▶ Request
Give again, exactly as written, the lines of the records below from the line with "Emit a component" to the line with "const [value, setValue]". Both end lines count; pictures do not.

── Data for this exercise

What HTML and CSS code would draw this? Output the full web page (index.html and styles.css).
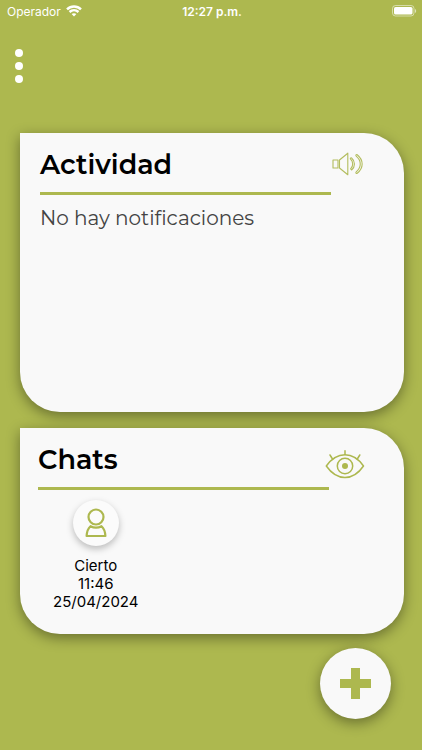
FILE: index.html
```html
<!DOCTYPE html>
<html lang="es">
<head>
  <meta charset="UTF-8">
  <meta name="viewport" content="width=device-width, initial-scale=1">
  <title>Actividad</title>
  <link rel="stylesheet" href="styles.css">
</head>
<body>

  <div class="status-bar">
    <div class="carrier">
      <span>Operador</span>
      <svg width="16" height="12" viewBox="0 0 16 12" fill="none" stroke="#fff" stroke-width="2.4">
        <path d="M1 4.400C5 .5 11 .5 15 4.400M3.500 7c2.600-2.400 6.400-2.400 9 0"/>
        <path d="M8 11.500L5.600 9.100c1.400-1.200 3.400-1.200 4.800 0z" fill="#fff" stroke="none"/>
      </svg>
    </div>
    <span class="clock">12:27 p.m.</span>
    <svg class="battery" width="25" height="12" viewBox="0 0 25 12">
      <rect x=".5" y=".5" width="21.5" height="10.5" rx="3" fill="none" stroke="#fff" stroke-opacity=".5"/>
      <rect x="2" y="2" width="18.5" height="7.5" rx="1.6" fill="#fff"/>
      <path d="M23 4v4c1.600-.6 1.600-3.400 0-4z" fill="#fff" fill-opacity=".6"/>
    </svg>
  </div>

  <header class="top-bar">
    <button class="menu-button" aria-label="Menú">
      <span class="dot"></span>
      <span class="dot"></span>
      <span class="dot"></span>
    </button>
  </header>

  <main class="content">
    <section class="card activity">
      <div class="card-header">
        <h2>Actividad</h2>
        <button class="icon-button" aria-label="Sonido">
          <svg width="32" height="24" viewBox="0 0 32 24" fill="none" stroke="#b3bd5e" stroke-width="1.1" stroke-linejoin="round" stroke-linecap="round">
            <rect x="1" y="8" width="5" height="8"/>
            <path d="M7.500 8L15.800 1.200v21.600L7.500 16z"/>
            <path d="M19.600 6c3.800 3.200 3.800 8.800 0 12l-1-1.200c2.800-2.600 2.800-7 0-9.600-.8-.8.2-1.800 1-1.200z"/>
            <path d="M25.200 2.700c6.600 5.300 6.600 13.300 0 18.600-.9.600-1.900-.6-1-1.400 5.400-4.600 5.400-11.200 0-15.800-.9-.8.1-2 1-1.400z"/>
          </svg>
        </button>
      </div>
      <p class="empty-text">No hay notificaciones</p>
    </section>

    <section class="card chats">
      <div class="card-header">
        <h2>Chats</h2>
        <button class="icon-button" aria-label="Ver chats">
          <svg width="40" height="30" viewBox="0 0 40 30" fill="none" stroke="#adb84f" stroke-width="1.5" stroke-linecap="round" stroke-linejoin="round">
            <path d="M1.300 16C12 1 28 1 38.500 16C28 31.300 12 31.300 1.300 16z"/>
            <circle cx="20" cy="16" r="7.700"/>
            <circle cx="20" cy="16" r="3" fill="#adb84f" stroke="none"/>
            <path d="M20 4.500V.8M7.500 9L5 5M32.300 9L34.800 5"/>
          </svg>
        </button>
      </div>
      <a class="chat" href="#">
        <span class="avatar">
          <svg width="22" height="30" viewBox="0 0 22 30" fill="none" stroke="#adb84f" stroke-width="2.2" stroke-linejoin="round">
            <circle cx="11" cy="9" r="7.500"/>
            <path d="M5.500 18.200c3.500 1.900 7.500 1.900 11 0 2.600 2.300 3.700 5.600 3.900 9.800H1.600c.2-4.200 1.300-7.500 3.900-9.800z"/>
          </svg>
        </span>
        <span>Cierto</span>
        <span>11:46</span>
        <span>25/04/2024</span>
      </a>
    </section>
  </main>

  <footer class="actions">
    <button class="add-button" aria-label="Nuevo chat">
      <svg width="31" height="31" viewBox="0 0 31 31">
        <path d="M11 0h9v11h11v9H20v11h-9V20H0v-9h11z" fill="#adb84f"/>
      </svg>
    </button>
  </footer>

</body>
</html>
```
FILE: styles.css
```css
* {
  box-sizing: border-box;
}
body {
  margin: 0;
  min-height: 100vh;
  background-color: #adb84f;
  font-family: Inter, Arial, sans-serif;
  color: #000;
}
button {
  padding: 0;
  border: none;
  background: none;
  cursor: pointer;
}
svg {
  display: block;
}
h2 {
  margin: 0;
  font-family: Montserrat, Inter, sans-serif;
  font-size: 27px;
  line-height: 36px;
  font-weight: 600;
}
.status-bar {
  display: grid;
  grid-template-columns: 1fr auto 1fr;
  align-items: center;
  height: 22px;
  padding: 0 5px 0 7px;
  font-size: 12px;
  color: #fff;
}
.carrier {
  display: flex;
  align-items: center;
  gap: 5px;
}
.clock {
  font-weight: 600;
}
.battery {
  justify-self: end;
}
.top-bar {
  padding: 26px 14px 0;
  height: 111px;
}
.menu-button {
  display: flex;
  flex-direction: column;
  gap: 5px;
  padding: 1px;
}
.dot {
  width: 8px;
  height: 8px;
  border-radius: 50%;
  background: #fff;
}
.content {
  display: flex;
  flex-direction: column;
  gap: 16px;
  padding: 0 18px 0 20px;
}
.card {
  padding: 14px 40px 23px 20px;
  background: #f9f9f9;
  border-radius: 0 40px 40px 40px;
  box-shadow: 0 4px 14px rgba(0, 0, 0, 0.4);
}
.activity {
  min-height: 279px;
}
.chats {
  padding-left: 18px;
  padding-right: 39px;
}
.card-header {
  display: flex;
  justify-content: space-between;
  position: relative;
  padding-bottom: 12px;
}
.card-header::after {
  content: "";
  position: absolute;
  left: 0;
  right: 33px;
  bottom: 0;
  height: 3px;
  background: #adb84f;
}
.chats .card-header::after {
  right: 36px;
}
.icon-button {
  display: flex;
  align-items: center;
  height: 34px;
}
.chats .icon-button {
  height: 46px;
  margin-bottom: -10px;
}
.empty-text {
  margin: 9px 0 0;
  font-family: Montserrat, Inter, sans-serif;
  font-size: 20px;
  line-height: 28px;
  font-weight: 400;
  color: #444;
}
.chat {
  display: inline-flex;
  flex-direction: column;
  align-items: center;
  margin: 10px 0 0 15px;
  font-size: 15px;
  line-height: 18px;
  color: #000;
  text-decoration: none;
}
.avatar {
  display: flex;
  align-items: center;
  justify-content: center;
  width: 46px;
  height: 46px;
  margin-bottom: 11px;
  border-radius: 50%;
  background: #fbfbfb;
  box-shadow: 0 3px 7px rgba(0, 0, 0, 0.25);
}
.actions {
  display: flex;
  justify-content: flex-end;
  padding: 14px 31px 0;
}
.add-button {
  display: flex;
  align-items: center;
  justify-content: center;
  width: 71px;
  height: 71px;
  border-radius: 50%;
  background: #f9f9f9;
  box-shadow: 0 4px 14px rgba(0, 0, 0, 0.4);
}
```
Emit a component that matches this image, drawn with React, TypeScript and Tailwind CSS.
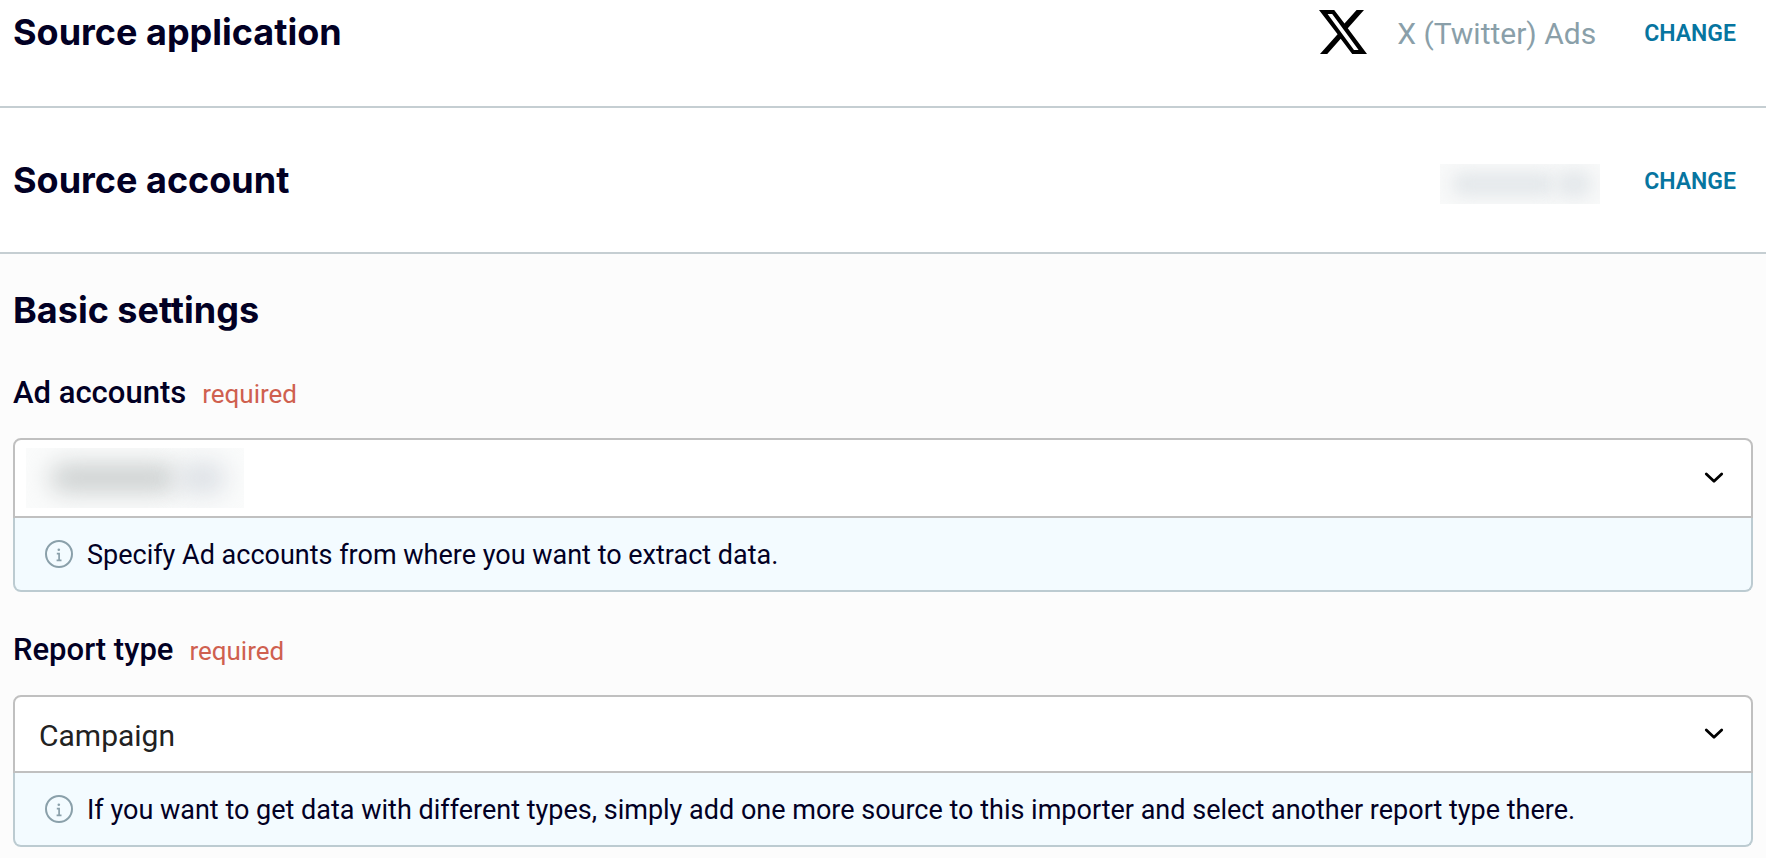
import { useState } from 'react'
import type { ReactNode } from 'react'

function XLogo() {
  return (
    <svg viewBox="0 0 48 45" className="h-11 w-12" preserveAspectRatio="none" aria-hidden="true">
      <path
        fillRule="evenodd"
        d="M0 0h15.2l10.3 13.9L37.6 0H45L28.8 18.7 48 45H33.2L21.7 29.4 8.2 45H1l17.6-20.3zM8.6 4 35 40.9h4.6L13.2 4z"
      />
    </svg>
  )
}

function InfoIcon() {
  return (
    <svg viewBox="0 0 28 28" className="size-7 shrink-0" fill="none" stroke="#8aa0aa" strokeWidth="2" aria-hidden="true">
      <circle cx="14" cy="14" r="13" />
      <path d="M11.8 13.7h2.3v6.5M11.6 20.3h4.9" strokeWidth="1.7" />
      <circle cx="13.8" cy="9.8" r="1.3" fill="#8aa0aa" stroke="none" />
    </svg>
  )
}

function Chevron() {
  return (
    <svg
      viewBox="0 0 20 12"
      className="pointer-events-none col-start-1 row-start-1 mr-[29px] h-3 w-5 self-center justify-self-end"
      fill="none"
      stroke="#000"
      strokeWidth="2.8"
      strokeLinecap="round"
      strokeLinejoin="round"
      aria-hidden="true"
    >
      <path d="m2.3 2 7.7 7.2L17.7 2" />
    </svg>
  )
}

function SourceRow({ title, className, children }: { title: string; className: string; children: ReactNode }) {
  return (
    <section className={`flex items-center justify-between border-b-2 border-[#c5ced2] pl-[13px] pr-[30px] ${className}`}>
      <h2 className="font-[Inter,sans-serif] text-4xl leading-11 font-bold">{title}</h2>
      <div className="flex h-11 items-center">
        {children}
        <button type="button" aria-label={`Change ${title.toLowerCase()}`} className="pt-1 text-[23px] leading-8 font-semibold text-[#0675a0]">
          CHANGE
        </button>
      </div>
    </section>
  )
}

interface FieldProps {
  id: string
  label: string
  hint: string
  options: string[]
  hidden?: boolean
}

function Field({ id, label, hint, options, hidden }: FieldProps) {
  const [value, setValue] = useState(options[0])

  return (
    <div>
      <div className="flex items-baseline gap-4">
        <label htmlFor={id} className="text-[31px] leading-10 font-medium">{label}</label>
        <span className="text-[26px] leading-10 text-[#cf604f]">required</span>
      </div>
      <div className="mt-6 grid">
        <select
          id={id}
          value={value}
          onChange={e => setValue(e.target.value)}
          aria-describedby={`${id}-hint`}
          className={`col-start-1 row-start-1 w-full appearance-none rounded-t-lg border-2 border-[#c0c0c0] bg-white pt-[2px] pr-16 pl-6 text-[30px] text-[#222] ${hidden ? 'h-20' : 'h-[78px]'}`}
        >
          {options.map(o => <option key={o}>{o}</option>)}
        </select>
        {hidden && (
          <div className="pointer-events-none col-start-1 row-start-1 ml-[13px] flex h-15 w-[218px] items-center self-center overflow-hidden bg-[#fafbfb] pl-6">
            <div className="h-7 w-32 rounded-full bg-[#cbcfcf] blur-md" />
            <div className="h-8 w-12 rounded-full bg-[#dce0e5] blur-md" />
          </div>
        )}
        <Chevron />
      </div>
      <div className="flex h-[74px] items-center gap-[14px] rounded-b-lg border-2 border-t-0 border-[#bccbd1] bg-[#f3fbff] pl-[30px]">
        <InfoIcon />
        <p id={`${id}-hint`} className="pt-[2px] text-[27px] leading-9">{hint}</p>
      </div>
    </div>
  )
}

export default function App() {
  return (
    <main className="min-h-screen bg-[#fcfcfc] font-[Roboto,sans-serif] text-[#020024]">
      <SourceRow title="Source application" className="bg-white pt-[10px] pb-[52px]">
        <XLogo />
        <span className="mr-12 ml-[30px] pt-1 text-[30px] leading-10 text-[#8a9fa9]">X (Twitter) Ads</span>
      </SourceRow>
      <SourceRow title="Source account" className="bg-white py-[50px]">
        <div className="mt-2 mr-11 flex h-10 w-40 items-center overflow-hidden bg-[#f8f9f9] pl-3">
          <div className="h-6 w-26 rounded-full bg-[#e4e8eb] blur-sm" />
          <div className="h-7 w-9 rounded-full bg-[#e4e8eb] blur-sm" />
        </div>
      </SourceRow>

      <section className="px-[13px] pt-[34px] pb-3">
        <h2 className="font-[Inter,sans-serif] text-4xl leading-11 font-bold">Basic settings</h2>
        <div className="mt-[41px] flex flex-col gap-[38px]">
          <Field
            id="ad-accounts"
            label="Ad accounts"
            hint="Specify Ad accounts from where you want to extract data."
            options={['']}
            hidden
          />
          <Field
            id="report-type"
            label="Report type"
            hint="If you want to get data with different types, simply add one more source to this importer and select another report type there."
            options={['Campaign']}
          />
        </div>
      </section>
    </main>
  )
}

────

▶ Answer to this task
Emit a component that matches this image, drawn with React, TypeScript and Tailwind CSS.
import { useState } from 'react'
import type { ReactNode } from 'react'

function XLogo() {
  return (
    <svg viewBox="0 0 48 45" className="h-11 w-12" preserveAspectRatio="none" aria-hidden="true">
      <path
        fillRule="evenodd"
        d="M0 0h15.2l10.3 13.9L37.6 0H45L28.8 18.7 48 45H33.2L21.7 29.4 8.2 45H1l17.6-20.3zM8.6 4 35 40.9h4.6L13.2 4z"
      />
    </svg>
  )
}

function InfoIcon() {
  return (
    <svg viewBox="0 0 28 28" className="size-7 shrink-0" fill="none" stroke="#8aa0aa" strokeWidth="2" aria-hidden="true">
      <circle cx="14" cy="14" r="13" />
      <path d="M11.8 13.7h2.3v6.5M11.6 20.3h4.9" strokeWidth="1.7" />
      <circle cx="13.8" cy="9.8" r="1.3" fill="#8aa0aa" stroke="none" />
    </svg>
  )
}

function Chevron() {
  return (
    <svg
      viewBox="0 0 20 12"
      className="pointer-events-none col-start-1 row-start-1 mr-[29px] h-3 w-5 self-center justify-self-end"
      fill="none"
      stroke="#000"
      strokeWidth="2.8"
      strokeLinecap="round"
      strokeLinejoin="round"
      aria-hidden="true"
    >
      <path d="m2.3 2 7.7 7.2L17.7 2" />
    </svg>
  )
}

function SourceRow({ title, className, children }: { title: string; className: string; children: ReactNode }) {
  return (
    <section className={`flex items-center justify-between border-b-2 border-[#c5ced2] pl-[13px] pr-[30px] ${className}`}>
      <h2 className="font-[Inter,sans-serif] text-4xl leading-11 font-bold">{title}</h2>
      <div className="flex h-11 items-center">
        {children}
        <button type="button" aria-label={`Change ${title.toLowerCase()}`} className="pt-1 text-[23px] leading-8 font-semibold text-[#0675a0]">
          CHANGE
        </button>
      </div>
    </section>
  )
}

interface FieldProps {
  id: string
  label: string
  hint: string
  options: string[]
  hidden?: boolean
}

function Field({ id, label, hint, options, hidden }: FieldProps) {
  const [value, setValue] = useState(options[0])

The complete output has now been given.